Interface markup and scripts:
----------------------------------------
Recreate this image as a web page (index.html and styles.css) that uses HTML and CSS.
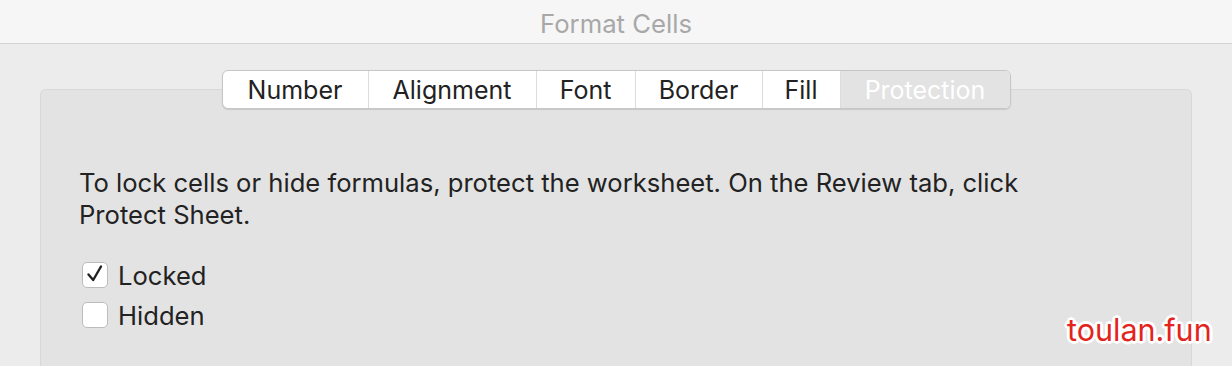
FILE: index.html
```html
<!DOCTYPE html>
<html lang="en">
<head>
  <meta charset="UTF-8">
  <title>Format Cells</title>
  <link rel="stylesheet" href="styles.css">
</head>
<body>
  <div class="title-bar">Format Cells</div>

  <div class="content">
    <div class="tabs">
      <div class="tab tab-number">Number</div>
      <div class="tab tab-alignment">Alignment</div>
      <div class="tab tab-font">Font</div>
      <div class="tab tab-border">Border</div>
      <div class="tab tab-fill">Fill</div>
      <div class="tab tab-protection active">Protection</div>
    </div>

    <div class="panel">
      <p class="info">To lock cells or hide formulas, protect the worksheet. On the Review tab, click<br>Protect Sheet.</p>

      <label class="check-row">
        <span class="check-box">
          <svg width="24" height="24" viewBox="0 0 24 24"><path d="M5.5 11.5 L10.2 17 L18 3.5" fill="none" stroke="#222" stroke-width="2.4" stroke-linecap="round" stroke-linejoin="round"/></svg>
        </span>
        Locked
      </label>
      <label class="check-row">
        <span class="check-box"></span>
        Hidden
      </label>
    </div>
  </div>

  <div class="watermark">toulan.fun</div>
</body>
</html>
```

FILE: styles.css
```css
body {
  margin: 0;
  background-color: #ececec;
  font-family: Inter, "Liberation Sans", sans-serif;
  color: #222;
  height: 366px;
  overflow: hidden;
  position: relative;
}

.title-bar {
  height: 44px;
  line-height: 48px;
  text-align: center;
  font-size: 25.7px;
  color: #a8a8a8;
  background: #f6f6f6;
  border-bottom: 1px solid #d3d3d3;
  box-sizing: border-box;
}

.content {
  padding: 26px 40px 0 40px;
}

.tabs {
  display: flex;
  width: 789px;
  height: 39px;
  margin: 0 auto;
  position: relative;
  z-index: 1;
  background: #fff;
  border: 1px solid #c6c6c6;
  border-radius: 6px;
  box-sizing: border-box;
  box-shadow: 0 1px 1px rgba(0, 0, 0, 0.12);
  overflow: hidden;
}

.tab {
  font-size: 25px;
  line-height: 38px;
  text-align: center;
  border-right: 1px solid #dcdcdc;
  box-sizing: border-box;
}

.tab-number { width: 146px; }
.tab-alignment { width: 168px; }
.tab-font { width: 99px; }
.tab-border { width: 127px; }
.tab-fill { width: 78px; }
.tab-protection { flex: 1; border-right: none; }

.tab.active {
  background: #e3e3e3;
  color: #fff;
}

.panel {
  margin-top: -20px;
  height: 277px;
  background: #e3e3e3;
  border: 1px solid #d8d8d8;
  border-bottom: none;
  border-radius: 6px 6px 0 0;
  padding: 77px 0 0 38px;
  box-sizing: border-box;
}

.info {
  margin: 0 0 24px 0;
  font-size: 25.6px;
  line-height: 32px;
}

.check-row {
  display: flex;
  align-items: center;
  gap: 10px;
  font-size: 25.6px;
  height: 40px;
  margin-left: 3px;
}

.check-box {
  width: 26px;
  height: 26px;
  background: #fff;
  border: 1px solid #bcbcbc;
  border-radius: 5px;
  box-sizing: border-box;
  display: flex;
  align-items: center;
  justify-content: center;
}

.watermark {
  position: absolute;
  left: 1067px;
  top: 311px;
  font-size: 30.5px;
  color: #e3241d;
  text-shadow: 0 0 3px #fff, 2px 2px 0 #fff, -2px -2px 0 #fff, 2px -2px 0 #fff, -2px 2px 0 #fff, 3px 0 0 #fff, -3px 0 0 #fff, 0 3px 0 #fff, 0 -3px 0 #fff;
}
```
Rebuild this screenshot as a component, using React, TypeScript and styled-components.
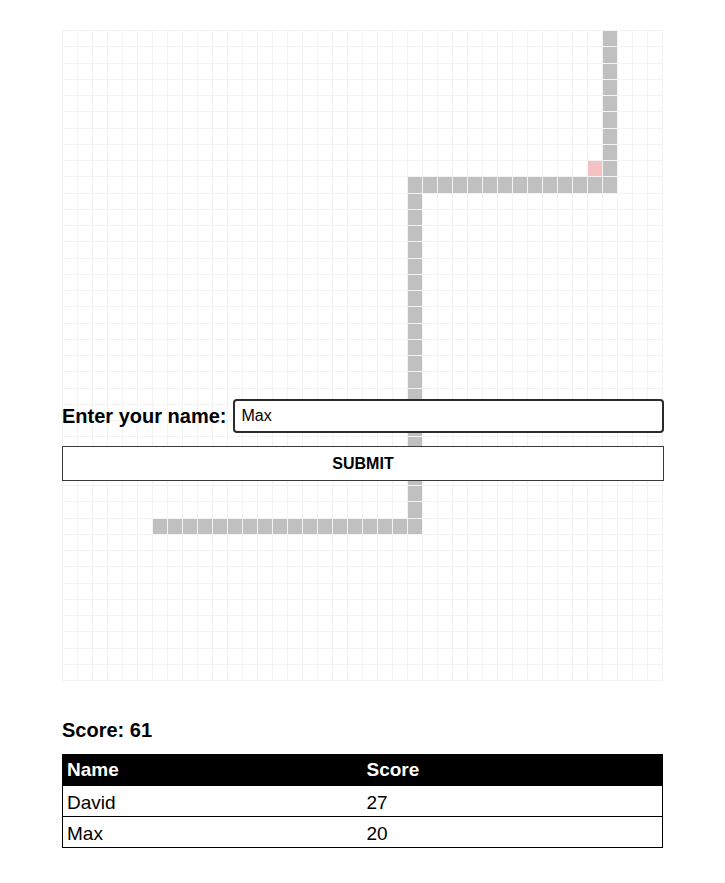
----------------------------------------
» **What to do**: From the listing above, pick out each line where the word "this" appears.

» **Result of the exercise**:
Recreate this image as a web page (index.html and styles.css) that uses HTML and CSS.
Rebuild this screenshot as a component, using React, TypeScript and styled-components.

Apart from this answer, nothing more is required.